In the end, the 1955 baseball season belonged to the Brooklyn Dodgers. After a heartbreaking string of near-misses that began in 1947, the Dodgers finally had their year, breezing to the pennant and nipping the Yanks in seven tough games to win it all.
It was the most balanced Dodger team in years. Roy Campanella fully recovered from the hand injury that hampered him in 1954 and once again led Brooklyn, batting .318 with 32 home runs en route to a third MVP Award.
Duke Snider belted 42 round-trippers with a .309 average and topped the league with 136 RBI and 126 runs scored. Don Newcombe rebounded from a poor season and pitched to a masterful 20-5 record, while Clem Labine was reliable out of the bullpen with 13 wins and 11 saves.
Sophomore skipper Walter Alston had the Dodgers flying out of the starting gate. They won their first ten -- 20 of their first 22 -- and were ahead by 12-1/2 on July 4. Eddie Mathews's 41 homers weren't enough for the Braves and Willie Mays's 51 dingers and .319 average weren't enough for the Giants as the Dodgers won the pennant by 13-1/2 games over Milwaukee and 18-1/2 over New York (the Giants were also hurt by weak performances from Johnny Antonelli and Ruben Gomez).

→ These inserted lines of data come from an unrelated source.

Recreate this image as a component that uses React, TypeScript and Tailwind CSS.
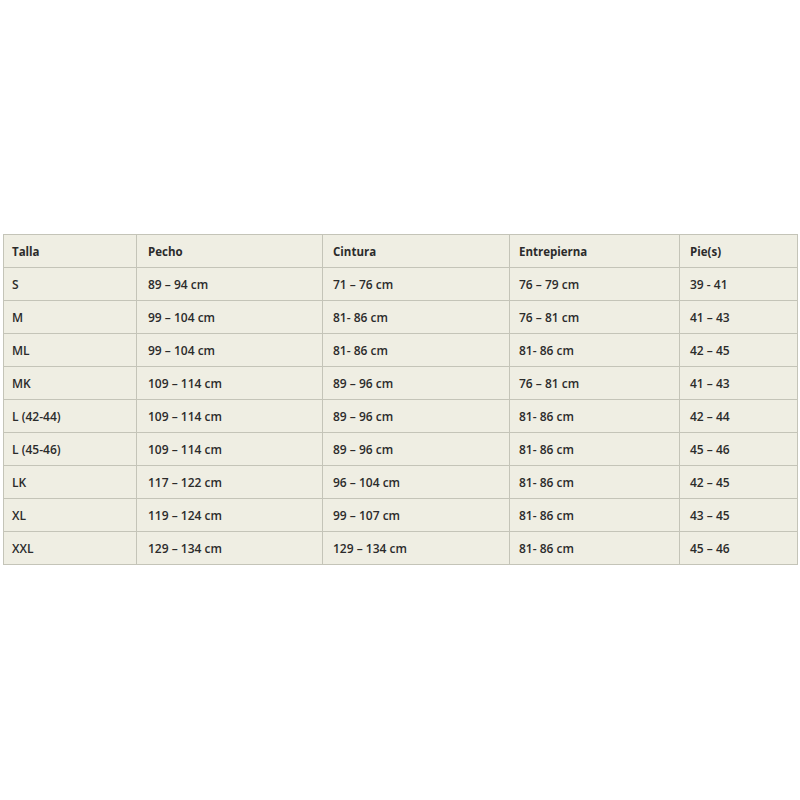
import React from "react";

const rows: string[][] = [
  ["S", "89 – 94 cm", "71 – 76 cm", "76 – 79 cm", "39 - 41"],
  ["M", "99 – 104 cm", "81- 86 cm", "76 – 81 cm", "41 – 43"],
  ["ML", "99 – 104 cm", "81- 86 cm", "81- 86 cm", "42 – 45"],
  ["MK", "109 – 114 cm", "89 – 96 cm", "76 – 81 cm", "41 – 43"],
  ["L (42-44)", "109 – 114 cm", "89 – 96 cm", "81- 86 cm", "42 – 44"],
  ["L (45-46)", "109 – 114 cm", "89 – 96 cm", "81- 86 cm", "45 – 46"],
  ["LK", "117 – 122 cm", "96 – 104 cm", "81- 86 cm", "42 – 45"],
  ["XL", "119 – 124 cm", "99 – 107 cm", "81- 86 cm", "43 – 45"],
  ["XXL", "129 – 134 cm", "129 – 134 cm", "81- 86 cm", "45 – 46"],
];

const header = ["Talla", "Pecho", "Cintura", "Entrepierna", "Pie(s)"];
const pads = ["pl-[8px]", "pl-[11px]", "pl-[10px]", "pl-[9px]", "pl-[10px]"];

export default function App() {
  return (
    <div className="w-[800px] h-[800px] bg-white pt-[234px] pl-[3px]" style={{ fontFamily: '"Open Sans", "DejaVu Sans", sans-serif' }}>
      <div className="grid grid-cols-[133px_186px_187px_170px_118px] w-[795px] border-l border-t border-[#c4c4b8] bg-[#efeee3] text-[#2b2b2b]">
        {header.map((h, i) => (
          <div key={"h" + i} className={`h-[33px] flex items-center pt-[2px] border-r border-b border-[#c4c4b8] font-bold text-[11.5px] ${pads[i]}`}>
            {h}
          </div>
        ))}
        {rows.map((r, ri) =>
          r.map((c, ci) => (
            <div key={ri + "-" + ci} className={`h-[33px] flex items-center pt-[2px] border-r border-b border-[#c4c4b8] font-semibold text-[12px] ${pads[ci]}`}>
              {c}
            </div>
          ))
        )}
      </div>
    </div>
  );
}
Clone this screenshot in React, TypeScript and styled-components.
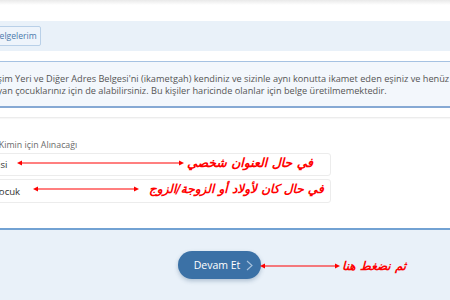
import React from 'react';
import styled, { createGlobalStyle } from 'styled-components';

const GlobalStyle = createGlobalStyle`
  html, body {
    margin: 0;
    padding: 0;
    width: 450px;
    height: 300px;
    overflow: hidden;
    background: #fff;
    font-family: 'Open Sans', 'Liberation Sans', sans-serif;
  }
`;

// the page is scrolled sideways: content starts left of the window
const Content = styled.div`
  margin-left: -60px;
  width: 570px;
`;

const TopShade = styled.div`
  height: 5px;
  background: linear-gradient(#e9e9e9, #fff);
`;

const Toolbar = styled.div`
  margin-top: 16px;
  height: 30px;
  background: #e9f1f9;
  display: flex;
  align-items: center;
  padding-left: 47px;
`;

const GhostButton = styled.button`
  height: 20px;
  padding: 0 3px 0 6px;
  border: 1px solid #b9d0e8;
  border-radius: 2px;
  background: #eef4fb;
  color: #4a79ab;
  font-family: inherit;
  font-size: 8.6px;
  line-height: 18px;
`;

const InfoBox = styled.div`
  margin-top: 10px;
  border-top: 1px solid #a6c2e2;
  border-bottom: 2px solid #86a9d4;
  background: #f3f7fc;
  padding: 11px 0 9px 36px;
  color: #555;
  font-size: 9.2px;
  line-height: 12px;
`;

const InfoLine = styled.div`
  white-space: nowrap;
`;

const Divider = styled.div`
  margin-top: 9px;
  height: 1px;
  background: #ececec;
  box-shadow: 0 1px 1px #f6f6f6;
`;

const FormSection = styled.div`
  padding: 20px 0 0 20px;
`;

const FieldLabel = styled.div<{ $indent: number }>`
  padding-left: ${p => p.$indent}px;
  color: #6b6b6b;
  font-size: 8.8px;
  line-height: 14px;
  margin-bottom: 1px;
  white-space: nowrap;
`;

const OptionList = styled.div`
  display: flex;
  flex-direction: column;
  gap: 3px;
  width: 371px;
`;

const OptionRow = styled.div<{ $indent: number; $h: number }>`
  position: relative;
  height: ${p => p.$h}px;
  border: 1px solid #ececec;
  border-radius: 3px;
  box-sizing: border-box;
  display: flex;
  align-items: center;
  padding-left: ${p => p.$indent}px;
  color: #333;
  font-size: 9.6px;
  white-space: nowrap;
`;

const Footer = styled.div`
  margin-top: 25px;
  border-top: 2px solid #72a2d3;
  background: #e9f1f9;
  height: 80px;
  padding: 21px 0 0 238px;
  position: relative;
`;

const PrimaryButton = styled.button`
  width: 83px;
  height: 28px;
  border: none;
  border-radius: 14px;
  background: #3b71a6;
  box-shadow: 0 2px 4px rgba(40, 80, 120, 0.3);
  color: #fff;
  font-family: inherit;
  font-size: 10.5px;
  display: flex;
  align-items: center;
  justify-content: center;
  gap: 6px;
  padding: 0 0 0 8px;
`;

const Note = styled.div<{ $left: number; $top: number; $gap: number }>`
  position: absolute;
  left: ${p => p.$left}px;
  top: ${p => p.$top}px;
  display: flex;
  align-items: center;
  gap: ${p => p.$gap}px;
`;

const NoteText = styled.span<{ $size: number }>`
  direction: rtl;
  color: #f00;
  font-family: 'DejaVu Sans', sans-serif;
  font-weight: bold;
  font-style: italic;
  font-size: ${p => p.$size}px;
  white-space: nowrap;
`;

const Arrow = ({ width }: { width: number }) => (
  <svg width={width} height="8" viewBox={`0 0 ${width} 8`}>
    <line x1="3" y1="4" x2={width - 3} y2="4" stroke="#f00" strokeWidth="1.2" />
    <path d="M0 4 L5 1.5 L5 6.5 Z" fill="#f00" />
    <path d={`M${width} 4 L${width - 5} 1.5 L${width - 5} 6.5 Z`} fill="#f00" />
  </svg>
);

const Chevron = () => (
  <svg width="7" height="11" viewBox="0 0 7 11">
    <path d="M1 1 L6 5.5 L1 10" fill="none" stroke="#a9c3de" strokeWidth="1.1" />
  </svg>
);

export default function App() {
  return (
    <>
      <GlobalStyle />
      <Content>
        <TopShade />
        <Toolbar>
          <GhostButton>Belgelerim</GhostButton>
        </Toolbar>
        <InfoBox>
          <InfoLine>
            Yerleşim Yeri ve Diğer Adres Belgesi'ni (ikametgah) kendiniz ve sizinle aynı konutta ikamet eden eşiniz ve henüz evlenmemiş
          </InfoLine>
          <InfoLine>
            olmayan çocuklarınız için de alabilirsiniz. Bu kişiler haricinde olanlar için belge üretilmemektedir.
          </InfoLine>
        </InfoBox>
        <Divider />
        <FormSection>
          <FieldLabel $indent={1}>Belgenin Kimin için Alınacağı</FieldLabel>
          <OptionList>
            <OptionRow $indent={14} $h={23}>
              Kendisi
              <Note $left={56} $top={1} $gap={3}>
                <Arrow width={167} />
                <NoteText $size={12.5}>في حال العنوان شخصي</NoteText>
              </Note>
            </OptionRow>
            <OptionRow $indent={11} $h={24}>
              Eşi / Çocuk
              <Note $left={72} $top={2} $gap={10}>
                <Arrow width={106} />
                <NoteText $size={12.1}>في حال كان لأولاد أو الزوجة/الزوج</NoteText>
              </Note>
            </OptionRow>
          </OptionList>
        </FormSection>
        <Footer>
          <PrimaryButton>
            Devam Et <Chevron />
          </PrimaryButton>
          <Note $left={320} $top={29} $gap={2}>
            <Arrow width={80} />
            <NoteText $size={12}>ثم نضغط هنا</NoteText>
          </Note>
        </Footer>
      </Content>
    </>
  );
}
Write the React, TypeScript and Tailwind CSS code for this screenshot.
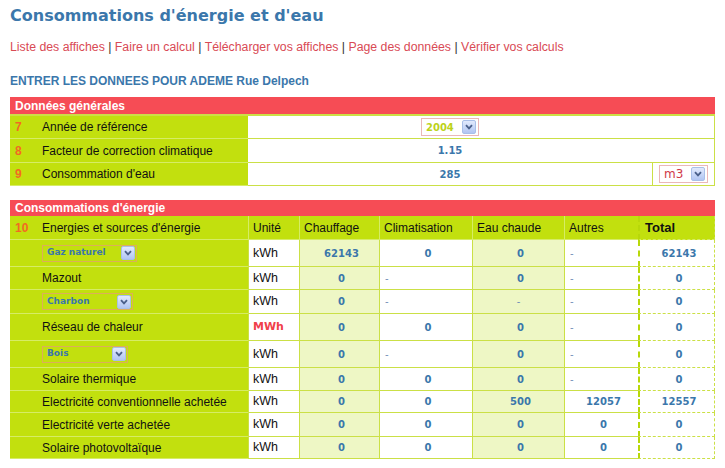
import React from "react";

const Chevron = () => (
  <svg width="8" height="6" viewBox="0 0 8 6">
    <polyline points="1,1.2 4,4.4 7,1.2" fill="none" stroke="#4a5f8a" strokeWidth="1.8" />
  </svg>
);

const ArrowBtn = () => (
  <div className="flex h-[14px] w-[14px] items-center justify-center rounded-[2px] border border-[#a9bfe9] bg-gradient-to-b from-[#e2eafd] to-[#b1c5f2]">
    <Chevron />
  </div>
);

const EnergySelect = ({ label, w }: { label: string; w: string }) => (
  <div className={`flex h-[17px] items-center justify-between border border-[#dcae5a] pl-[4px] pr-[1px] ${w}`}>
    <span className="font-['DejaVu_Sans'] text-[9px] font-bold text-[#3b77ab]">{label}</span>
    <ArrowBtn />
  </div>
);

type Row = {
  label: React.ReactNode;
  unit: "kWh" | "MWh";
  vals: string[];
  h: string;
};

const rows: Row[] = [
  { label: <EnergySelect label="Gaz naturel" w="w-[95px]" />, unit: "kWh", vals: ["62143", "0", "0", "-", "62143"], h: "h-[27px]" },
  { label: "Mazout", unit: "kWh", vals: ["0", "-", "0", "-", "0"], h: "h-[23px]" },
  { label: <EnergySelect label="Charbon" w="w-[91px]" />, unit: "kWh", vals: ["0", "-", "~", "-", "0"], h: "h-[24px]" },
  { label: "Réseau de chaleur", unit: "MWh", vals: ["0", "0", "0", "-", "0"], h: "h-[27px]" },
  { label: <EnergySelect label="Bois" w="w-[86px]" />, unit: "kWh", vals: ["0", "-", "0", "-", "0"], h: "h-[27px]" },
  { label: "Solaire thermique", unit: "kWh", vals: ["0", "0", "0", "-", "0"], h: "h-[23px]" },
  { label: "Electricité conventionnelle achetée", unit: "kWh", vals: ["0", "0", "500", "12057", "12557"], h: "h-[22px]" },
  { label: "Electricité verte achetée", unit: "kWh", vals: ["0", "0", "0", "0", "0"], h: "h-[24px]" },
  { label: "Solaire photovoltaïque", unit: "kWh", vals: ["0", "0", "0", "0", "0"], h: "h-[22px]" },
];

const Val = ({ v }: { v: string }) => {
  if (v === "-")
    return <span className="pl-[5px] font-['DejaVu_Sans'] text-[10px] text-[#6f8fb8]">-</span>;
  if (v === "~")
    return <span className="w-full text-center font-['DejaVu_Sans'] text-[10px] text-[#6f8fb8]">-</span>;
  return <span className="w-full pl-[4px] text-center font-['DejaVu_Sans'] text-[10px] font-bold text-[#3b77ab]">{v}</span>;
};

const valBg = ["bg-[#eef7c5]", "bg-white", "bg-[#eef7c5]", "bg-white", "bg-white"];

export default function App() {
  const line = "border-[#cbe046]";
  return (
    <div className="h-[468px] w-[725px] overflow-hidden bg-white font-['Liberation_Sans',sans-serif] text-[12px] text-[#111]">
      <div className="px-[10px]">
        <h1 className="pt-[5px] font-['DejaVu_Sans'] text-[16px] font-bold leading-[22px] text-[#3b77ab]">
          Consommations d'énergie et d'eau
        </h1>
        <div className="mt-[13px] text-[12.3px] leading-[14px] text-[#d94a55]">
          <span>Liste des affiches</span> <span className="text-[#333]">|</span> <span>Faire un calcul</span>{" "}
          <span className="text-[#333]">|</span> <span>Télécharger vos affiches</span>{" "}
          <span className="text-[#333]">|</span> <span>Page des données</span> <span className="text-[#333]">|</span>{" "}
          <span>Vérifier vos calculs</span>
        </div>
        <div className="mt-[20px] font-bold leading-[14px] text-[#3b77ab]">ENTRER LES DONNEES POUR ADEME Rue Delpech</div>

        {/* Section 1 */}
        <div className="mt-[9px] flex h-[17px] items-center bg-[#f64c55] pl-[5px] font-bold text-white">Données générales</div>
        <div className={`grid grid-cols-[238px_404px_63px] border-t-2 ${line}`}>
          {[
            { n: "7", label: "Année de référence", h: "h-[23px]" },
            { n: "8", label: "Facteur de correction climatique", h: "h-[24px]" },
            { n: "9", label: "Consommation d'eau", h: "h-[23px]" },
          ].map((r, i) => (
            <React.Fragment key={r.n}>
              <div className={`flex items-center border-b border-[#d6ec66] bg-[#c2e00e] ${r.h}`}>
                <span className="w-[32px] pl-[5px] font-bold text-[#f26a22]">{r.n}</span>
                <span>{r.label}</span>
              </div>
              <div className={`flex items-center justify-center border-b ${line} bg-white`}>
                {i === 0 && (
                  <div className="flex h-[18px] w-[58px] items-center justify-between border border-[#eab8b8] bg-white pl-[4px] pr-[2px]">
                    <span className="font-['DejaVu_Sans'] text-[10px] font-bold text-[#bdd21a]">2004</span>
                    <ArrowBtn />
                  </div>
                )}
                {i === 1 && <span className="font-['DejaVu_Sans'] text-[10px] font-bold text-[#3b77ab]">1.15</span>}
                {i === 2 && <span className="font-['DejaVu_Sans'] text-[10px] font-bold text-[#3b77ab]">285</span>}
              </div>
              <div className={`flex items-center justify-center border-b border-r ${line} bg-white ${i === 2 ? "border-l" : ""}`}>
                {i === 2 && (
                  <div className="flex h-[18px] w-[49px] items-center justify-between border border-[#eab8b8] bg-white pl-[4px] pr-[2px]">
                    <span className="font-['DejaVu_Sans'] text-[12px] text-[#d03848]">m3</span>
                    <ArrowBtn />
                  </div>
                )}
              </div>
            </React.Fragment>
          ))}
        </div>

        {/* Section 2 */}
        <div className="mt-[14px] flex h-[16px] items-center bg-[#f64c55] pl-[5px] font-bold text-white">Consommations d'énergie</div>
        <div className="grid grid-cols-[238px_52px_80px_93px_92px_73px_77px]">
          {/* header */}
          <div className="flex h-[24px] items-center border-b border-[#d6ec66] bg-[#c2e00e]">
            <span className="w-[32px] pl-[5px] font-bold text-[#f26a22]">10</span>
            <span>Energies et sources d'énergie</span>
          </div>
          {["Unité", "Chauffage", "Climatisation", "Eau chaude", "Autres"].map((h, i) => (
            <div
              key={h}
              className={`flex h-[24px] items-center border-b border-[#d6ec66] bg-[#c2e00e] pl-[4px] ${i === 0 ? "border-l" : ""} ${i < 4 ? "border-r" : ""}`}
            >
              {h}
            </div>
          ))}
          <div className="flex h-[24px] items-center border-b border-l-2 border-r border-dashed border-b-[#d6ec66] border-l-[#b8d80a] border-r-[#cbe046] bg-[#c2e00e] pl-[5px] text-[13px] font-bold">
            Total
          </div>

          {rows.map((r, ri) => (
            <React.Fragment key={ri}>
              <div className={`flex items-center border-b border-[#d6ec66] bg-[#c2e00e] pl-[32px] ${r.h}`}>{r.label}</div>
              <div className={`flex items-center border-b border-l border-r ${line} bg-white pl-[4px] ${r.h}`}>
                {r.unit === "MWh" ? (
                  <span className="font-['DejaVu_Sans'] text-[11px] font-bold text-[#f0404a]">MWh</span>
                ) : (
                  <span className="text-[12.5px]">kWh</span>
                )}
              </div>
              {r.vals.slice(0, 4).map((v, vi) => (
                <div key={vi} className={`flex items-center border-b ${line} ${vi < 3 ? "border-r" : ""} ${valBg[vi]} ${r.h}`}>
                  <Val v={v} />
                </div>
              ))}
              <div className={`flex items-center border-b border-l-2 border-r border-dashed border-b-[#cbe046] border-l-[#b8d80a] border-r-[#cbe046] bg-white ${r.h}`}>
                <Val v={r.vals[4]} />
              </div>
            </React.Fragment>
          ))}
        </div>
      </div>
    </div>
  );
}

Although Philadelphia had Robin Roberts (the winner of 23 games, the most in the league for the fourth straight year) and Richie Ashburn (the batting champ at .338), they couldn't catch the Dodgers either, finishing a whopping 21-1/2 games back. The most that last-place Pittsburgh could do was come up with the ERA champ in Bob Friend, who posted a 2.84 mark. The Yankees and Yogi Berra, who won his third MVP, took a sixth American League flag in seven years.
The Bronx Bombers, able to survive pitching problems with good years from Bob Turley and Don Larsen and with Mickey Mantle (a league-high 37 homers), held off Cleveland by 3 games with a 96-58 record. The Indians got 16 victories and a league-topping 245 strikeouts from Rookie of the Year Herb Score, but they lacked offensive punch and never really made a run for it.
Third-place Chicago took consolation in Billy Pierce and his 1.97 ERA, best in the majors. Jackie Jensen's 116 RBI (tops in the league) and Frank Sullivan's 18 wins (tied for first) took Boston to fourth place. Detroit finished fifth, as sophomore right fielder Al Kaline, age 20, won the batting title with a .340 average to become the youngest batting champion ever (he was younger than Ty Cobb by one day).
But far and away, the highlight of 1955 was the World Series. The Yankees took the first two games 6-5 and 4-2. The Dodgers came back in the next three: Campanella had three hits and three RBI, including a two-run homer, to give Brooklyn and Johnny Podres an 8-3 win in game three. Campanella, Gil Hodges, and Snider all homered in the following contest and Labine pitched the final four frames, as the Dodgers evened the Series with an 8-5 victory in game four.
In game five, Snider hammered two more home runs and Sandy Amoros hit one, as the Dodgers won 5-3. The Yankees dominated the Dodgers in game six, winning 5-1 behind Whitey Ford's four-hitter. Podres took a 2-0 lead into the bottom of the sixth of game seven, but Billy Martin led off with a walk and then Gil McDougald bounced an infield single.
Berra strode to the plate for the go-ahead run. He lofted a fly ball deep into the left field corner. Amoros made the catch with an outstretched arm at the last second, then got the ball back to the infield to double up McDougald. Podres completed the eight-hit shutout that, at long last, crowned the Dodgers World Champions.